Random Fields at a Nonequilibrium Phase Transition

We study nonequilibrium phase transitions in the presence of disorder that locally breaks the symmetry between two equivalent macroscopic states. In low-dimensional equilibrium systems, such random-field disorder is known to have dramatic effects: it prevents spontaneous symmetry breaking and completely destroys the phase transition. In contrast, we show that the phase transition of the one-dimensional generalized contact process persists in the presence of random-field disorder. The ultraslow dynamics in the symmetry-broken phase is described by a Sinai walk of the domain walls between two different absorbing states. We discuss the generality and limitations of our theory, and we illustrate our results by large-scale Monte Carlo simulations.

Figure 1

Time evolution of the generalized contact process in the inactive phase (a) without ($\mu =5/6$) and (b) with random-field disorder (${\mu }_h=1$, ${\mu }_l=2/3$). $I_1$ and $I_2$ are shown in yellow and blue (light and dark grey). Active sites between the domains are marked in red (middle grey).
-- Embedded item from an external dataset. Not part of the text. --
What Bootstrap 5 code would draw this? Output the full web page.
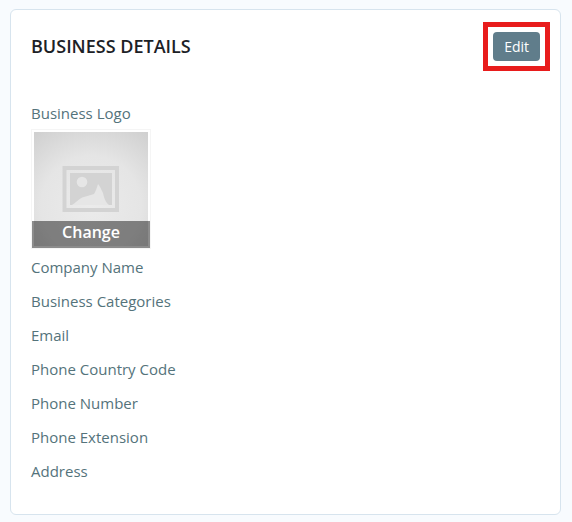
<!DOCTYPE html>
<html lang="en">
<head>
<meta charset="utf-8">
<meta name="viewport" content="width=device-width, initial-scale=1">
<title>Business Details</title>
<link rel="stylesheet" href="https://cdn.jsdelivr.net/npm/bootstrap@5.3.0/dist/css/bootstrap.min.css">
<style>
body { font-family: "Open Sans", sans-serif; font-size: 15px; line-height: 22px; background: #f8fbfe; color: #54737b; padding: 9px 11px 7px 10px; }
.details-card { border: 1px solid #d7e4ee; border-radius: 6px; padding: 12px 10px 32px 20px; }
.details-title { font-size: 18px; line-height: 24px; font-weight: 600; color: #1c2126; padding-bottom: 2px; }
.edit-frame { border: 5px solid #e81c1c; padding: 5px; }
.btn-edit { --bs-btn-color: #fff; --bs-btn-bg: #607d8b; --bs-btn-hover-color: #fff; --bs-btn-hover-bg: #546e7a; font-size: 14px; line-height: 21px; padding: 4px 11px; border: 0; border-radius: 4px; }
.details-list { margin-top: 31px; }
.detail-row { margin-bottom: 12px; }
.logo-row { margin-bottom: 7px; }
.logo-box { width: 120px; border: 1px solid #f5f5f5; padding: 2px; margin-top: 5px; }
.logo-box svg { width: 100%; }
.btn-change { left: 0; right: 0; bottom: 0; height: 27px; border: 0; padding: 0 0 6px; background: rgba(0, 0, 0, .45); color: #fff; font-size: 16px; line-height: 22px; font-weight: 600; }
</style>
</head>
<body>
<main class="details-card bg-white">
  <header class="d-flex justify-content-between align-items-center">
    <h1 class="details-title mb-0">BUSINESS DETAILS</h1>
    <div class="edit-frame d-flex"><button type="button" class="btn btn-edit">Edit</button></div>
  </header>
  <section class="details-list">
    <div class="logo-row">
      <div>Business Logo</div>
      <div class="logo-box position-relative">
        <svg class="d-block" viewBox="0 0 114 114" role="img" aria-label="Logo placeholder">
          <defs><radialGradient id="shade" cx=".5" cy=".65" r=".8"><stop offset="0" stop-color="#ebebeb"/><stop offset=".55" stop-color="#e5e5e5"/><stop offset="1" stop-color="#d0d0d0"/></radialGradient></defs>
          <rect width="114" height="114" fill="url(#shade)"/>
          <rect x="30.500" y="36" width="52.500" height="42" fill="none" stroke="#d3d3d3" stroke-width="4"/>
          <rect x="36" y="41" width="42" height="32" fill="#d3d3d3"/>
          <circle cx="48" cy="50" r="5.300" fill="#e6e6e6"/>
          <path d="M36 73H38C42 71 45 66 50 65L60 62C62 59 63 55 64 52C66 54 67 57 69 61C70 66 72 71 75 73Z" fill="#e6e6e6"/>
        </svg>
        <button type="button" class="btn-change position-absolute">Change</button>
      </div>
    </div>
    <div class="detail-row">Company Name</div>
    <div class="detail-row">Business Categories</div>
    <div class="detail-row">Email</div>
    <div class="detail-row">Phone Country Code</div>
    <div class="detail-row">Phone Number</div>
    <div class="detail-row">Phone Extension</div>
    <div>Address</div>
  </section>
</main>
<script src="https://cdn.jsdelivr.net/npm/bootstrap@5.3.0/dist/js/bootstrap.bundle.min.js"></script>
</body>
</html>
The difference between the diffusive domain wall motion (a) and the much slower Sinai walk (b) is clearly visible (part of a system of ${10}^5$ sites for times up to ${10}^8$).

Figure 2

Density $\rho$ vs time $t$ for several values of the healing rate $\mu$. The data are averages over 60 to 200 disorder configurations. Inset: The log-log plot shows that the density decay is slower than a power law for all $\mu$.

Figure 3

${\rho }^{-1/2}$ vs $\ln (t)$ for several values of the healing rate $\mu$. The solid straight lines are fits to the predicted behavior $\rho \sim {ln}^{-2}(t/t_0)$.

Figure 4

Density vs time at the critical healing rate ${\mu }_c=0.8$, plotted as ${\rho }^{-1/x}$ vs $\ln (t)$ with $x=0.5$. The solid line is a fit to $\rho (t)\sim {ln}^{-x}(t/t_0)$. Inset: Identifying ${\mu }_c$ from the stationary density ${\rho }_{\mathrm{st}}$ in the active phase and the prefactor of the $\rho =B{ln}^{-2}(t/t_0)$ decay in the inactive phase.